- To do
Restate the data word for word and leave the images out.
┄┄┄┄┄┄
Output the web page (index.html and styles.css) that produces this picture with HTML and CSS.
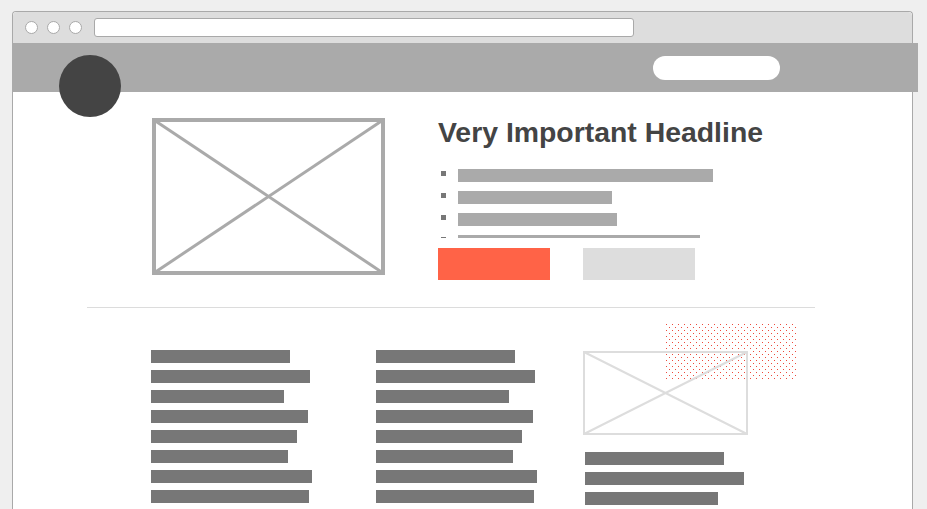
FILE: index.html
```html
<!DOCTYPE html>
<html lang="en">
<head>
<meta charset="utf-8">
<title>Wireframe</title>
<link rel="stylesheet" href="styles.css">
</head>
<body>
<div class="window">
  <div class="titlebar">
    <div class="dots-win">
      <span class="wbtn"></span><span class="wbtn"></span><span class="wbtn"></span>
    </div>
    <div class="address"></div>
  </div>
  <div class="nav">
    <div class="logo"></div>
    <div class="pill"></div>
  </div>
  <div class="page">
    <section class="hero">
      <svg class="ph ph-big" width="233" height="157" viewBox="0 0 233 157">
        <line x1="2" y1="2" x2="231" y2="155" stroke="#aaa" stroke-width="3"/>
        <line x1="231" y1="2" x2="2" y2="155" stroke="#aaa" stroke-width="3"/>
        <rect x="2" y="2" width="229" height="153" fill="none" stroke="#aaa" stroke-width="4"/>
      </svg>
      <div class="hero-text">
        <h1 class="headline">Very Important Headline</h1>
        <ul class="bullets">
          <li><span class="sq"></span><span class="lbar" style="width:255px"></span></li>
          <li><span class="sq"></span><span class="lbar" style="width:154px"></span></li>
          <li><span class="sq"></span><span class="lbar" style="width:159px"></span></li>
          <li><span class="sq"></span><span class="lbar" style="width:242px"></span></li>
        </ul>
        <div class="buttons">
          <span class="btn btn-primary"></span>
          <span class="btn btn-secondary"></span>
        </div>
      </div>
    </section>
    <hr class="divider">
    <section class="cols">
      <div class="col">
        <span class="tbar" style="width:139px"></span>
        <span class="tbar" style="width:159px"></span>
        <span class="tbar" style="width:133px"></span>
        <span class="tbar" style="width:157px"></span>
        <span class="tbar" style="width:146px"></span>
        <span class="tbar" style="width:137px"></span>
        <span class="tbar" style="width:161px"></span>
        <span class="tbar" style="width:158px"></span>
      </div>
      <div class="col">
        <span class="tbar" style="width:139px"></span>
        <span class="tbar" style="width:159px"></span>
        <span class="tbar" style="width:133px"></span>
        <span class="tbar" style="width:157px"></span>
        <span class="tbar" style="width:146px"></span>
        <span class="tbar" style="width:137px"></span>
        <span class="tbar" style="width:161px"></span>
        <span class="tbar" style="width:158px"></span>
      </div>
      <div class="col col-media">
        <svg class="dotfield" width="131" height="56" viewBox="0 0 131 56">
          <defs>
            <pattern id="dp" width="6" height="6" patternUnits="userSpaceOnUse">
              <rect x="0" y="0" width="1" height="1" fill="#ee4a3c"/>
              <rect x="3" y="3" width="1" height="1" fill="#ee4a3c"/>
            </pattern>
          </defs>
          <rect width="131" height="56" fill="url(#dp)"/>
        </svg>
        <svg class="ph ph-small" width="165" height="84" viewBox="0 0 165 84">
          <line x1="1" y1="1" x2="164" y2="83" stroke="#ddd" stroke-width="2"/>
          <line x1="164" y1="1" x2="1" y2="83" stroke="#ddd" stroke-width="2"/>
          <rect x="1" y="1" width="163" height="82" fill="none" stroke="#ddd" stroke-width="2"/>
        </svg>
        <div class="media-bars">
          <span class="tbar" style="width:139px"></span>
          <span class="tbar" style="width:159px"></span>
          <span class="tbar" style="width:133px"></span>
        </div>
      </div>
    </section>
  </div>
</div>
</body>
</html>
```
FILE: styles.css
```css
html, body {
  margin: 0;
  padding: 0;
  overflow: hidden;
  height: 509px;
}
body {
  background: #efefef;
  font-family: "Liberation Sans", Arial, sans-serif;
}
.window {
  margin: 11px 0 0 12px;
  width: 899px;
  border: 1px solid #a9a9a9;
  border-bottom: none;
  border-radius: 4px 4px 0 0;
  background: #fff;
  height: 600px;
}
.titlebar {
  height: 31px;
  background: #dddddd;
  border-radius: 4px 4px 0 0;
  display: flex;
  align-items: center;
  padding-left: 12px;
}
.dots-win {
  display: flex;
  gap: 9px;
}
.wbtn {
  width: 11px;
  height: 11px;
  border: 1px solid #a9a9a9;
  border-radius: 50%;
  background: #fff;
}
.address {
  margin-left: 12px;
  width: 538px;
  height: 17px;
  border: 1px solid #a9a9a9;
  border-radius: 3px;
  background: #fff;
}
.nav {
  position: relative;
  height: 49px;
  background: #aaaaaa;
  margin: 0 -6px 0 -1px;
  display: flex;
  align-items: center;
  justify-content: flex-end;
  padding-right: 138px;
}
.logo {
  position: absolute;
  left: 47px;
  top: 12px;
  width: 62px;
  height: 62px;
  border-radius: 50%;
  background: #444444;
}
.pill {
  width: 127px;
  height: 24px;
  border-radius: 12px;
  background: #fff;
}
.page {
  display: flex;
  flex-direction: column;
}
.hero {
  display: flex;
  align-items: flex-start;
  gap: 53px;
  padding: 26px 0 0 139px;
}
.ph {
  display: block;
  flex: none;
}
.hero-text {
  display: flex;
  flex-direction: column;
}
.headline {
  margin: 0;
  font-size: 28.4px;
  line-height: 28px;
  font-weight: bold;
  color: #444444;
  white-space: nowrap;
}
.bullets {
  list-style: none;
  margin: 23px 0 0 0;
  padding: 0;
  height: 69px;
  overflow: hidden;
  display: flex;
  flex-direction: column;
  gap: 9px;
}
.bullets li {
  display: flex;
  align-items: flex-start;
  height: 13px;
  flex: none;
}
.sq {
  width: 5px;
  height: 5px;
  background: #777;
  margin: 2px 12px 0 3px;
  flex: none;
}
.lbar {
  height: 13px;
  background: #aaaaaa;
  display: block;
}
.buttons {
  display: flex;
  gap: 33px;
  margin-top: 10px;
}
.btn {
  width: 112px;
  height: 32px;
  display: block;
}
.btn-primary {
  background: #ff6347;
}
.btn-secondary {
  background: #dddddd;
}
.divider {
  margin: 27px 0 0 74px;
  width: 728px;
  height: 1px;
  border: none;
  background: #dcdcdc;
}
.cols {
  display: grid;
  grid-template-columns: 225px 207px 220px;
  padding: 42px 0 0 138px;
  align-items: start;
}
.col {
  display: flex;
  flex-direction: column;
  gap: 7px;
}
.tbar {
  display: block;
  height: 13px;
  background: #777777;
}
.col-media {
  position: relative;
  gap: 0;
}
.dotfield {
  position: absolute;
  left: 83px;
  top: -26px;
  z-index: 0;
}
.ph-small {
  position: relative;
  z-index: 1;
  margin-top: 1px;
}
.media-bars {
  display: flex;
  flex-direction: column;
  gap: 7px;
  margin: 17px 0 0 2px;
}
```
┄┄┄┄┄┄
- Response to the exercise
Output the web page (index.html and styles.css) that produces this picture with HTML and CSS.
FILE: index.html
```html
<!DOCTYPE html>
<html lang="en">
<head>
<meta charset="utf-8">
<title>Wireframe</title>
<link rel="stylesheet" href="styles.css">
</head>
<body>
<div class="window">
  <div class="titlebar">
    <div class="dots-win">
      <span class="wbtn"></span><span class="wbtn"></span><span class="wbtn"></span>
    </div>
    <div class="address"></div>
  </div>
  <div class="nav">
    <div class="logo"></div>
    <div class="pill"></div>
  </div>
  <div class="page">
    <section class="hero">
      <svg class="ph ph-big" width="233" height="157" viewBox="0 0 233 157">
        <line x1="2" y1="2" x2="231" y2="155" stroke="#aaa" stroke-width="3"/>
        <line x1="231" y1="2" x2="2" y2="155" stroke="#aaa" stroke-width="3"/>
        <rect x="2" y="2" width="229" height="153" fill="none" stroke="#aaa" stroke-width="4"/>
      </svg>
      <div class="hero-text">
        <h1 class="headline">Very Important Headline</h1>
        <ul class="bullets">
          <li><span class="sq"></span><span class="lbar" style="width:255px"></span></li>
          <li><span class="sq"></span><span class="lbar" style="width:154px"></span></li>
          <li><span class="sq"></span><span class="lbar" style="width:159px"></span></li>
          <li><span class="sq"></span><span class="lbar" style="width:242px"></span></li>
        </ul>
        <div class="buttons">
          <span class="btn btn-primary"></span>
          <span class="btn btn-secondary"></span>
        </div>
      </div>
    </section>
    <hr class="divider">
    <section class="cols">
      <div class="col">
        <span class="tbar" style="width:139px"></span>
        <span class="tbar" style="width:159px"></span>
        <span class="tbar" style="width:133px"></span>
        <span class="tbar" style="width:157px"></span>
        <span class="tbar" style="width:146px"></span>
        <span class="tbar" style="width:137px"></span>
        <span class="tbar" style="width:161px"></span>
        <span class="tbar" style="width:158px"></span>
      </div>
      <div class="col">
        <span class="tbar" style="width:139px"></span>
        <span class="tbar" style="width:159px"></span>
        <span class="tbar" style="width:133px"></span>
        <span class="tbar" style="width:157px"></span>
        <span class="tbar" style="width:146px"></span>
        <span class="tbar" style="width:137px"></span>
        <span class="tbar" style="width:161px"></span>
        <span class="tbar" style="width:158px"></span>
      </div>
      <div class="col col-media">
        <svg class="dotfield" width="131" height="56" viewBox="0 0 131 56">
          <defs>
            <pattern id="dp" width="6" height="6" patternUnits="userSpaceOnUse">
              <rect x="0" y="0" width="1" height="1" fill="#ee4a3c"/>
              <rect x="3" y="3" width="1" height="1" fill="#ee4a3c"/>
            </pattern>
          </defs>
          <rect width="131" height="56" fill="url(#dp)"/>
        </svg>
        <svg class="ph ph-small" width="165" height="84" viewBox="0 0 165 84">
          <line x1="1" y1="1" x2="164" y2="83" stroke="#ddd" stroke-width="2"/>
          <line x1="164" y1="1" x2="1" y2="83" stroke="#ddd" stroke-width="2"/>
          <rect x="1" y="1" width="163" height="82" fill="none" stroke="#ddd" stroke-width="2"/>
        </svg>
        <div class="media-bars">
          <span class="tbar" style="width:139px"></span>
          <span class="tbar" style="width:159px"></span>
          <span class="tbar" style="width:133px"></span>
        </div>
      </div>
    </section>
  </div>
</div>
</body>
</html>
```
FILE: styles.css
```css
html, body {
  margin: 0;
  padding: 0;
  overflow: hidden;
  height: 509px;
}
body {
  background: #efefef;
  font-family: "Liberation Sans", Arial, sans-serif;
}
.window {
  margin: 11px 0 0 12px;
  width: 899px;
  border: 1px solid #a9a9a9;
  border-bottom: none;
  border-radius: 4px 4px 0 0;
  background: #fff;
  height: 600px;
}
.titlebar {
  height: 31px;
  background: #dddddd;
  border-radius: 4px 4px 0 0;
  display: flex;
  align-items: center;
  padding-left: 12px;
}
.dots-win {
  display: flex;
  gap: 9px;
}
.wbtn {
  width: 11px;
  height: 11px;
  border: 1px solid #a9a9a9;
  border-radius: 50%;
  background: #fff;
}
.address {
  margin-left: 12px;
  width: 538px;
  height: 17px;
  border: 1px solid #a9a9a9;
  border-radius: 3px;
  background: #fff;
}
.nav {
  position: relative;
  height: 49px;
  background: #aaaaaa;
  margin: 0 -6px 0 -1px;
  display: flex;
  align-items: center;
  justify-content: flex-end;
  padding-right: 138px;
}
.logo {
  position: absolute;
  left: 47px;
  top: 12px;
  width: 62px;
  height: 62px;
  border-radius: 50%;
  background: #444444;
}
.pill {
  width: 127px;
  height: 24px;
  border-radius: 12px;
  background: #fff;
}
.page {
  display: flex;
  flex-direction: column;
}
.hero {
  display: flex;
  align-items: flex-start;
  gap: 53px;
  padding: 26px 0 0 139px;
}
.ph {
  display: block;
  flex: none;
}
.hero-text {
  display: flex;
  flex-direction: column;
}
.headline {
  margin: 0;
  font-size: 28.4px;
  line-height: 28px;
  font-weight: bold;
  color: #444444;
  white-space: nowrap;
}
.bullets {
  list-style: none;
  margin: 23px 0 0 0;
  padding: 0;
  height: 69px;
  overflow: hidden;
  display: flex;
  flex-direction: column;
  gap: 9px;
}
.bullets li {
  display: flex;
  align-items: flex-start;
  height: 13px;
  flex: none;
}
.sq {
  width: 5px;
  height: 5px;
  background: #777;
  margin: 2px 12px 0 3px;
  flex: none;
}
.lbar {
  height: 13px;
  background: #aaaaaa;
  display: block;
}
.buttons {
  display: flex;
  gap: 33px;
  margin-top: 10px;
}
.btn {
  width: 112px;
  height: 32px;
  display: block;
}
.btn-primary {
  background: #ff6347;
}
.btn-secondary {
  background: #dddddd;
}
.divider {
  margin: 27px 0 0 74px;
  width: 728px;
  height: 1px;
  border: none;
  background: #dcdcdc;
}
.cols {
  display: grid;
  grid-template-columns: 225px 207px 220px;
  padding: 42px 0 0 138px;
  align-items: start;
}
.col {
  display: flex;
  flex-direction: column;
  gap: 7px;
}
.tbar {
  display: block;
  height: 13px;
  background: #777777;
}
.col-media {
  position: relative;
  gap: 0;
}
.dotfield {
  position: absolute;
  left: 83px;
  top: -26px;
  z-index: 0;
}
.ph-small {
  position: relative;
  z-index: 1;
  margin-top: 1px;
}
.media-bars {
  display: flex;
  flex-direction: column;
  gap: 7px;
  margin: 17px 0 0 2px;
}
```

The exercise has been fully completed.